I have never lived in a lake, nor called the fertile hills of Scotland my home. I have never raised my slender serpentine neck from amidst the chilled depths of a hundred fathoms only to be gawked at by the random tourists that are my central foes. And for those reasons, and perhaps those alone, the concept of Nessie will always remain a mystery to me.
I live in the US. An overdeveloped, overhypyped nation where alligators, crocodiles, and the occasional bloated sea cow, the manatee, are about as close as I’ll ever meander to a water beasts that could even try on the moniker of freshwater folklore. And sure, gators are big and mean and can crush things in their massive, tooth lined slaughter beaks, but they’re a far cry from a prehistoric pleiosaur perusing the depths of a Scottish loch some odd thousand miles away.
Scotland is home to a gaggle of professional bad#sses, from William Wallace, the blue bodied liberator, to Sean Connery, patron saint of Bond-hood, to the lesser known Warbler Sloth that makes its home in the hollowed out Romanian ruins just south of Edinburgh. To that note I tip my hat, or lift my kilt if you will, to the sheer bravado that encompasses this highland country. But famous though it is for its testosterone fueled conquests, there is one slimy beast from the depths that seems to always garner more attention than any famed biped of lore. And her name is Nessie.

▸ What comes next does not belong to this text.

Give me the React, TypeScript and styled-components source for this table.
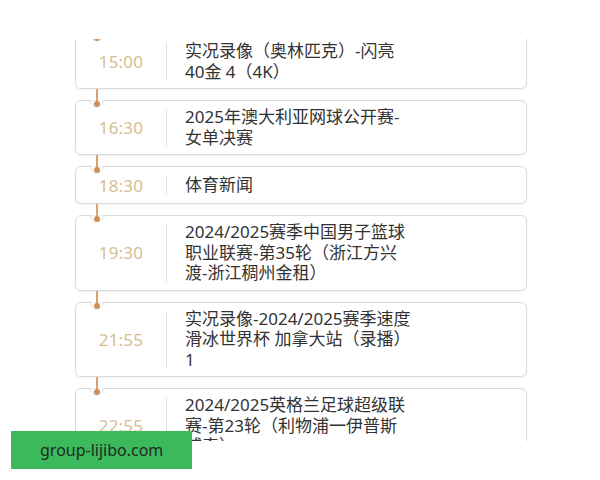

How a giant pre-historic lake leviathan, one who has never actually graced this planet with a palpable shred of evidence suggesting her actual existence, came to be perhaps the most famous monster in all of creation is a mystery to me. Perhaps it stems from the fact that Scotland in an of itself is cool. Or that lakes are deep and cold and that sometimes we as humans tend to fabricate stories about things that are big and can swim and tend to frighten us.
Countless sightings of the beast have been documented, from photos snapped by drunken oarsmen, to nearly capsized boats, to devoured poodles with teeth the size of a bowie knife lodged in their still quivering corpses, Nessie, or what we think is Nessie, seems to leave her indelible mark in plain view from time to time.
But allow herself to be truly discovered she will not. And so, much like the dung tiger, the ring-eared lemur gnat, and the yellow scarf dingo of Malaysia, the actual proof of Nessie’s existence remains as fleeting as the riddle of the Sphinx. Lost in time. Embedded in layers of liquids so deep that no amount of sonar will ever detect the truth of her phantasmical whereabouts.
I for one, like most lads standing safely with two feet on dry land, wish there was a Nessie. A sea serpent so magnificient and ferocious at the same time, that the mere sight of her would send shivers down the spine of the bravest Braveheart from Glasgow to Aberdeen. But until then I’ll keep Mel Gibson on speed dial, and I’ll make sure Sean Connery doesn’t get too far away; because if I can’t find a giant water whale to whet my appetite, I may need one of them to satisfy my craving for a good dose of Scottish machismo.